Two points; one, never call the island “North Ron” – the islanders and most Orkney folk hate it. The same with “South Ron”, I would guess. Second, Eynhallow is not an RSPB reserve.
If I have offended or angered anyone by using the incorrect names for North and South Ronaldsay – apologies.
And, indeed, part of Eynhallow is an RSPB reserve, but by no means all of it.
The shortened form of North Ronaldsay has gained currency mainly from us “birdy folk”, I’m afraid and I am desperately trying not to use it following comments! Habits can be hard to change. As far as I’m aware, no part of Eynhallow is an RSPB reserve. Certainly an RSPB staff member takes folk around the island on the Orkney Heritage Society evening trip each July – I did it for several years when I was the Egilsay and Rousay warden – but none of the island is a reserve.

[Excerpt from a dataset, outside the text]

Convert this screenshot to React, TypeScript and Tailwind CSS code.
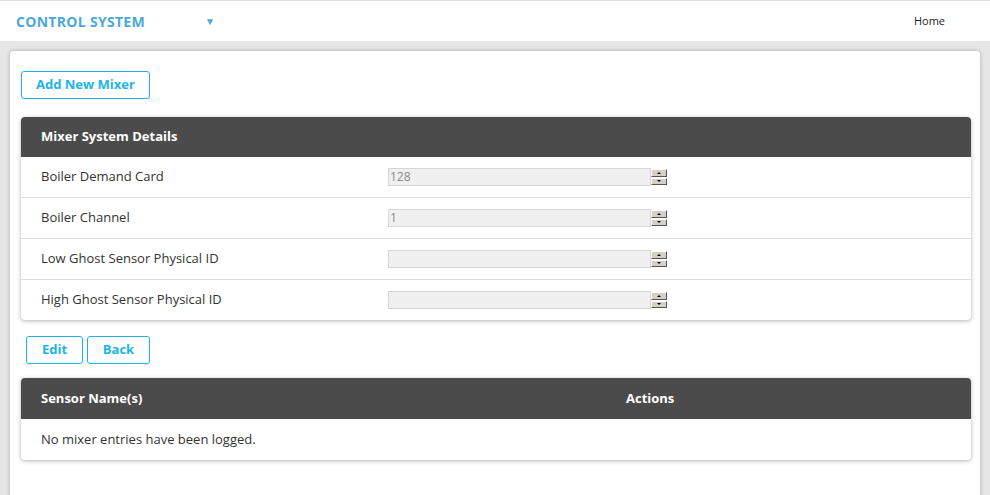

I can’t find who owns it.
I looked in various places, and, in Charles Tait’s ‘The Orkney Guide Book’ (Third Edition), Charles Tait says that the island now belongs to Orkney Island Council.
As to the birds….I think maybe from now on, I’ll just say that it’s a bird reserve, and steer clear of specifics. The main thing, is that folk know that the place, and the birds, need to be left in peace.
Yes, I had a feeling OIC owned the island – and anyway, Charles is always right. Or so he tells me!
And now for something completely different – something about the Stenness Kirk………
And something about ceremonies possibly moving from Stones, to Kirks………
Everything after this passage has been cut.